The American racing industry reacted quickly to the death of Barbaro with the creation of the Barbaro Memorial Fund on Thursday, an initiative to raise money for research into laminitis and other equine health and safety issues. The National Thoroughbred Racing Association will lead the drive, and organize fundraisers at major races, including the Triple Crown events. In addition, the NTRA will use merchandise sales and television time to support the effort.


Does society really have that much money that we can set up a fund in the honour of a dead horse? Don’t get me wrong, I am glad he won me a hundred bucks in the Kentucky Derby, but seriously, what’s next? Will we see the “I got knocked up by an NBA player” fund? Wait, I think that exists, but it’s called Welfare.
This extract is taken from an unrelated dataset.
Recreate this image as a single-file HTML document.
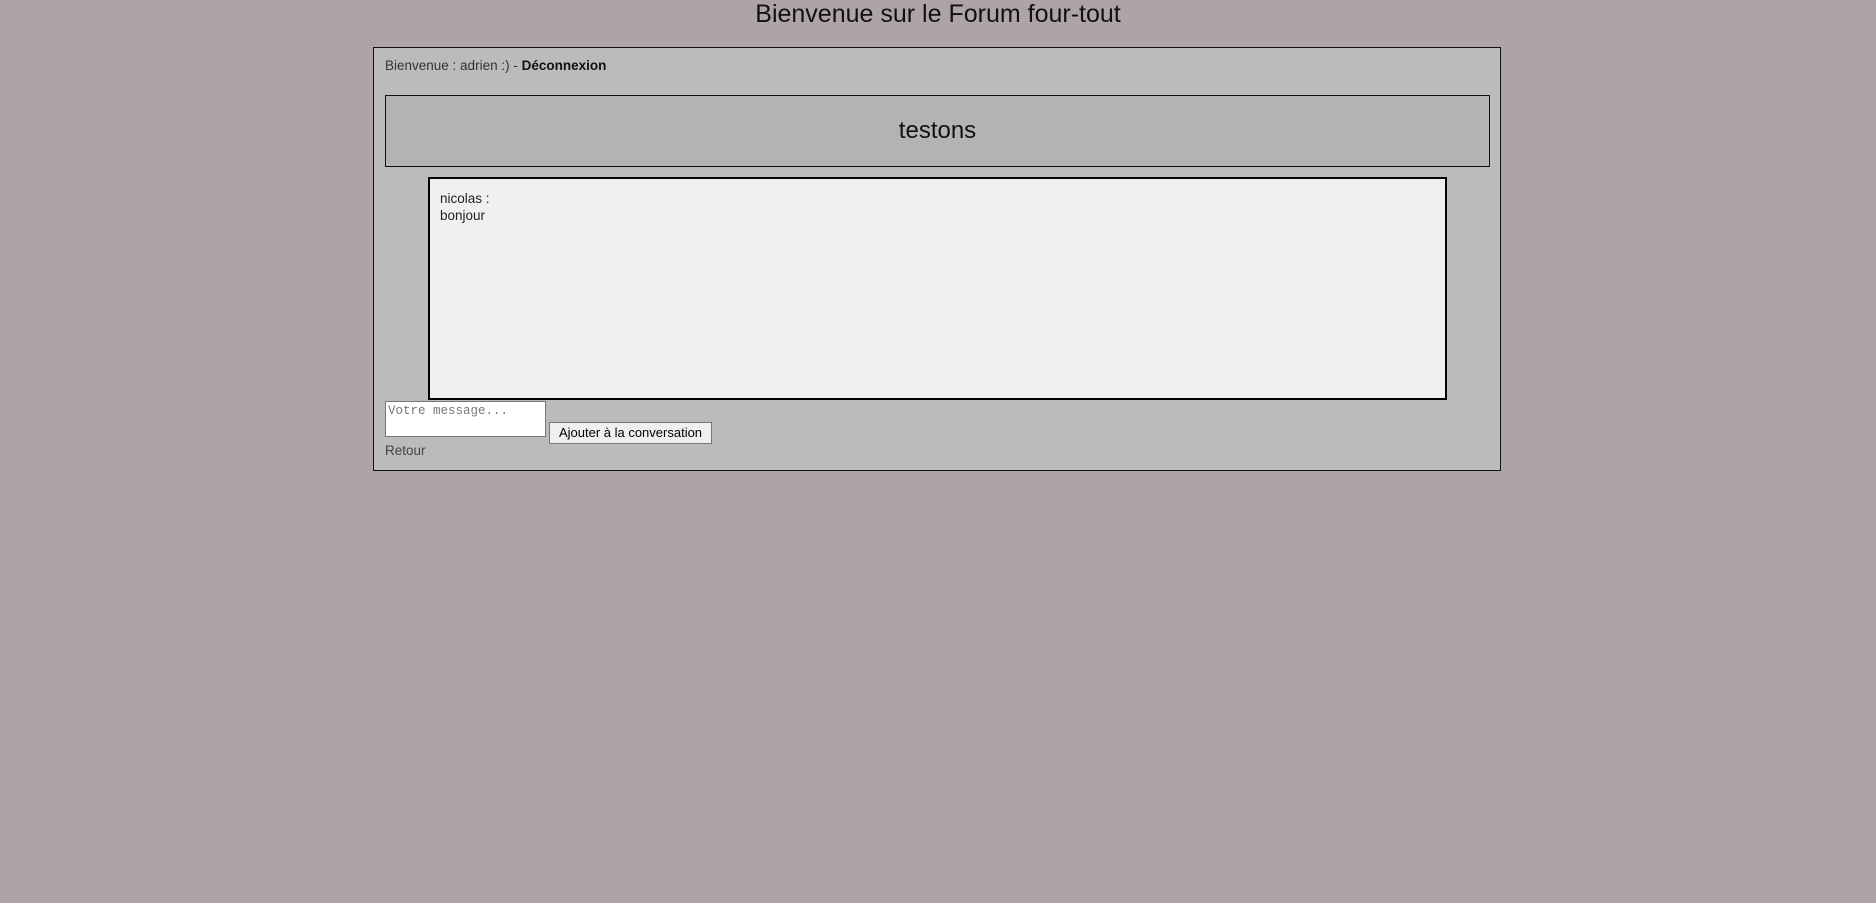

Thursday, February 01, 2007

High Schools pinned by the Herp!

Minnesota high school wrestling programs were suspended Tuesday because of a widespread herpes outbreak. It has to be tough to go home and tell your parents you have herpes, let alone trying to get them to belive it was from wrestling. The only way I want to get herpes from a scissor lock is if Britney's little sister has me covered in whipped cream and uses my face as her own personal thigh-master.

Thanks to, Beer-Ad , one of our faithful readers for hooking us up with this story. But the website you were looking for was www.herpesfromahooker.com

Saban is a racist

Nick Saban, a former LSU and Miami Dolphins coach, used an ethnic slur while telling Florida reporters in Tuscaloosa a story about an LSU fan's angry reaction to his hiring. “He was walking down the street yesterday before the Sugar Bowl,” Saban said on the taped comments. “He calls me. There was a guy working in the ditch, one of those coonass guys that talk funny.”
In his apology, Saban stated, "The term in question is not language that I use or condone, and I can understand how some would take offense. However, I think it must be noted that those comments were made 'off the record' and the words merely reflected an anecdote that was told to me using that language."

Saban, throwing out slurs and saying you don’t condone it is like saying that you promote safe sex, then permitting your daughter to date Michael Vick. Nick, you are filthy honkey trash and failed in the NFL only to slink back to college ball. And probably just to check out the 20 year old beef on campus. But of course, I am saying this all off the record.

Bengals 9 - Chargers 8

The year long battle between the Bengals and Chargers is heating up again! Chargers strong safety Terrence Kiel was cited for urinating in public last month, his second run-in with the law in less than three months and the eighth by a San Diego player since April. You may recall that Kiel is facing 5 felony drug charges for shipping at least two parcels of prescription cough syrup to Texas, apparently to be mixed with soft drinks to make a concoction known as "lean."

Hopefully the Chargers will learn from the mess in Cincinnati and start to take a tough stance by trading or cutting their miscreant players. I have a feeling that the Bills may have an interest in Kiel, because if you piss on the streets in Buffalo it actually helps to clean up that cesspool.